Problem to solve >> Every line that holds "styles" should be shown.

Data segment >>
____________________
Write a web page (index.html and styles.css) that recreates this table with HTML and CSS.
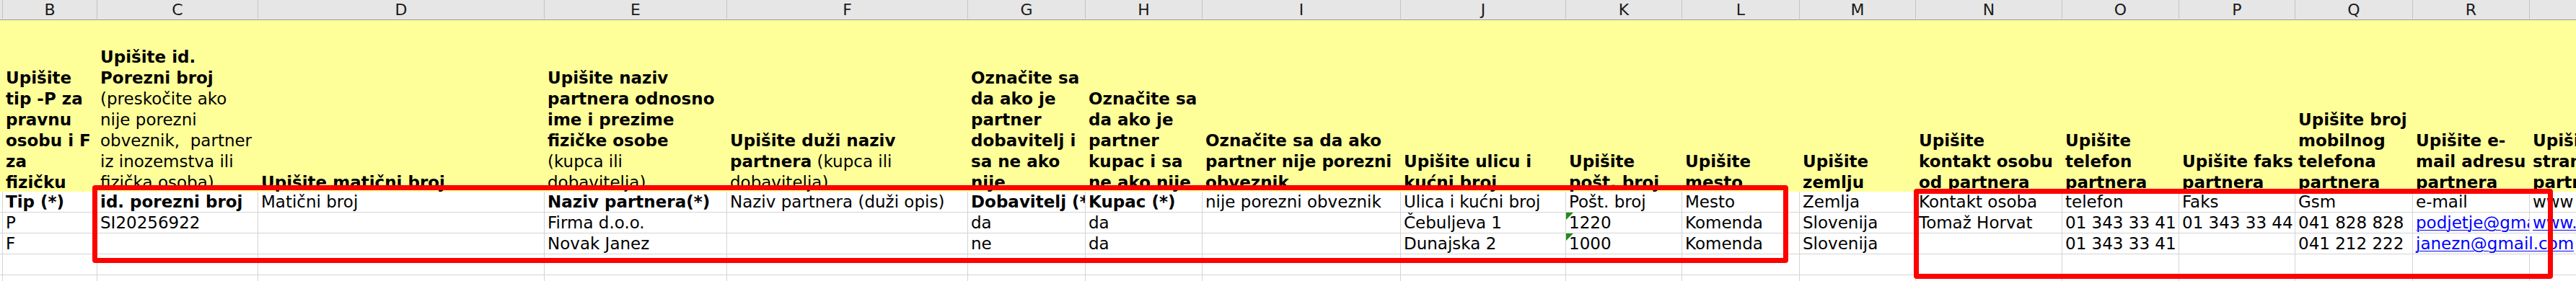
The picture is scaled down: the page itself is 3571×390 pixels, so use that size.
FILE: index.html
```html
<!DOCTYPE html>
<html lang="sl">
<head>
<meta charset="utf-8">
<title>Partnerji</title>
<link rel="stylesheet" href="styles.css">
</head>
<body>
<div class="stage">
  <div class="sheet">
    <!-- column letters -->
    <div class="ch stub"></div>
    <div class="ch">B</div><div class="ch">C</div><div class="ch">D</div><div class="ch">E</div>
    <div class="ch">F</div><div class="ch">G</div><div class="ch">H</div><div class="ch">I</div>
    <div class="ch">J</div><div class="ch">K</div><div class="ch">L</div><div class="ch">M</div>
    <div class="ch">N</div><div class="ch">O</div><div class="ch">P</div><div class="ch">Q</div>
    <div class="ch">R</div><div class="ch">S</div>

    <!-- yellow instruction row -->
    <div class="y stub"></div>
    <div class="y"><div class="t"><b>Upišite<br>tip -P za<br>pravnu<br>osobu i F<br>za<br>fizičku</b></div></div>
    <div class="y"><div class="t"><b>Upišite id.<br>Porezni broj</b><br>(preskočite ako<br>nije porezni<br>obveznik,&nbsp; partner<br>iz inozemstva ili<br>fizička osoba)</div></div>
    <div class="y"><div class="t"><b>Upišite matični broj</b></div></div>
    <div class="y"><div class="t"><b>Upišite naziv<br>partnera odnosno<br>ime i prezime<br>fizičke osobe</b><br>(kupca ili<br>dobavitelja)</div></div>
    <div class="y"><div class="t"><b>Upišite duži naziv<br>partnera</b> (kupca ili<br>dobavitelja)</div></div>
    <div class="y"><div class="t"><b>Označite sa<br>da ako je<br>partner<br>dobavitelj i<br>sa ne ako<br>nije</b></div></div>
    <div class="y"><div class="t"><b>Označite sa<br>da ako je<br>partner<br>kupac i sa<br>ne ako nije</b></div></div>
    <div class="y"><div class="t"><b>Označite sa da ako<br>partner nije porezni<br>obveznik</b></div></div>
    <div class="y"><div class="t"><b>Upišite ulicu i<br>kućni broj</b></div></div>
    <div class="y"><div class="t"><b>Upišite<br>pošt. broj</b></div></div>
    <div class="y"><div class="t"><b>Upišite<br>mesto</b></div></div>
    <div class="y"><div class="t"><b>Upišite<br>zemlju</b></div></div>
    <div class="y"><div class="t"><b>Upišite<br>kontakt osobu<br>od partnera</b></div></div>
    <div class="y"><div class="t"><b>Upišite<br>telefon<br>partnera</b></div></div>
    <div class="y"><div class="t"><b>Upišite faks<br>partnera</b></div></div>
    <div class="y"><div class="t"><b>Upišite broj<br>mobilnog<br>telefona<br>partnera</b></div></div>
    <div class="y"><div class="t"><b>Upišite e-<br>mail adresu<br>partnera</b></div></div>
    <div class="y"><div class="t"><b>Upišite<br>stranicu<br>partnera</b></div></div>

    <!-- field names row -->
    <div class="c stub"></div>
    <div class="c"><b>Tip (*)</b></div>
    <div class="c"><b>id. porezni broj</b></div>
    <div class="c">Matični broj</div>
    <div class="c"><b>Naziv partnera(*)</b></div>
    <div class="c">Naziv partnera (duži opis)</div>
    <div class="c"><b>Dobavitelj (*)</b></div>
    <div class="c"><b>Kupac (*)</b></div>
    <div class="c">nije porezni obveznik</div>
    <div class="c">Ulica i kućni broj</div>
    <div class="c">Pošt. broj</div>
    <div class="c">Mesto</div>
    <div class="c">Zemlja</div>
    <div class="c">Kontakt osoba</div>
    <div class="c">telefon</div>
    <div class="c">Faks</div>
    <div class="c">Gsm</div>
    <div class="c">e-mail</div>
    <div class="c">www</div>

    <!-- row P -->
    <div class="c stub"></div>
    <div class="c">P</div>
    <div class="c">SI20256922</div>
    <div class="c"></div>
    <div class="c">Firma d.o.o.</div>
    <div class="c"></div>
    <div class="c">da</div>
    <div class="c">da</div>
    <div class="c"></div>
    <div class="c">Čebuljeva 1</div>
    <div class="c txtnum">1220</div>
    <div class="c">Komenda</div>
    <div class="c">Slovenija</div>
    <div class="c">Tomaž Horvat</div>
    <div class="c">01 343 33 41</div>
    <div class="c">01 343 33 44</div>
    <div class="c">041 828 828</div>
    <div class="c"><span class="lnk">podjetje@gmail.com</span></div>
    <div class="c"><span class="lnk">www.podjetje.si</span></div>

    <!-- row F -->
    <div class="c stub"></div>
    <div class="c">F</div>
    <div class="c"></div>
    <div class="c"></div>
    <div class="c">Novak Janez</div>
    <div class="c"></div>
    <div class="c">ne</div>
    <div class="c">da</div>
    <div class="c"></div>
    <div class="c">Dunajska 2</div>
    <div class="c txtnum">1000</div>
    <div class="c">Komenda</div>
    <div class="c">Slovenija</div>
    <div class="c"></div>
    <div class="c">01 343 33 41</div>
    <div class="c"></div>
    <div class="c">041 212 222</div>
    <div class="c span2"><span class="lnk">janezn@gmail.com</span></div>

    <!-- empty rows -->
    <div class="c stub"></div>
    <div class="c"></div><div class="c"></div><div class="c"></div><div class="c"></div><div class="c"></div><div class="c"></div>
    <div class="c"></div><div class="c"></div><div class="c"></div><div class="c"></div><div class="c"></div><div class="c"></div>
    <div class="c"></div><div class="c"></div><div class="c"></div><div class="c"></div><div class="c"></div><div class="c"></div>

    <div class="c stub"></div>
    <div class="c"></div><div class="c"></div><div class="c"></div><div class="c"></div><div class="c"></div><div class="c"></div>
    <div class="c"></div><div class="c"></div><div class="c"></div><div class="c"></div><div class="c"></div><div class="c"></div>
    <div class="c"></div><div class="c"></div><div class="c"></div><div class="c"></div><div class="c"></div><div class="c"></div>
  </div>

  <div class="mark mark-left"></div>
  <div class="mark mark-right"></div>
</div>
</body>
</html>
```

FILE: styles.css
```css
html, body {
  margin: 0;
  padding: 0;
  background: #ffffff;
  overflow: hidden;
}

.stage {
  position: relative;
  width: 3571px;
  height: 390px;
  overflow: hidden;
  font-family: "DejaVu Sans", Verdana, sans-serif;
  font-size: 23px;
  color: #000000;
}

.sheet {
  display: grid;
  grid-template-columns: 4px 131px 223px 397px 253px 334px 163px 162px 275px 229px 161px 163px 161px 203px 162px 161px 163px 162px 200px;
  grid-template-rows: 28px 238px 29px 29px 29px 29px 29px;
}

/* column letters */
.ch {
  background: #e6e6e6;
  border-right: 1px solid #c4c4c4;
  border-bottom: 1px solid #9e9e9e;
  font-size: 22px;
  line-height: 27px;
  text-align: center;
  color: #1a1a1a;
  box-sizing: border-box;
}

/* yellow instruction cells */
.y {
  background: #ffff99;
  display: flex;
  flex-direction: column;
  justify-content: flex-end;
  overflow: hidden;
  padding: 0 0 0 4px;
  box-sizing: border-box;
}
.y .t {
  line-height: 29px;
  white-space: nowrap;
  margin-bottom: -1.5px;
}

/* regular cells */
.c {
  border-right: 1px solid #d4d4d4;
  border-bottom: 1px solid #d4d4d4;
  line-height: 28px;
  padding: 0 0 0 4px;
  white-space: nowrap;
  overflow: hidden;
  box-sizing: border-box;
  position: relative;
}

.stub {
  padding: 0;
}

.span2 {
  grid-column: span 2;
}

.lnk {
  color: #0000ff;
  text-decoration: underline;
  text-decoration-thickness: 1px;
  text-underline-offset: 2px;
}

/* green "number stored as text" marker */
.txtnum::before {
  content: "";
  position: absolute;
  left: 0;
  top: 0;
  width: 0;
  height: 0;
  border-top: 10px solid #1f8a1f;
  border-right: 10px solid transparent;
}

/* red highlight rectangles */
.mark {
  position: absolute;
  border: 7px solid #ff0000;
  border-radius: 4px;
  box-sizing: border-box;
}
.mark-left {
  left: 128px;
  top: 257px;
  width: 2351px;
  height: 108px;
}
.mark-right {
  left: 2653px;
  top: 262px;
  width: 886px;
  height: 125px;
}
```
____________________
Expected answer >>
Write a web page (index.html and styles.css) that recreates this table with HTML and CSS.
<link rel="stylesheet" href="styles.css">
FILE: styles.css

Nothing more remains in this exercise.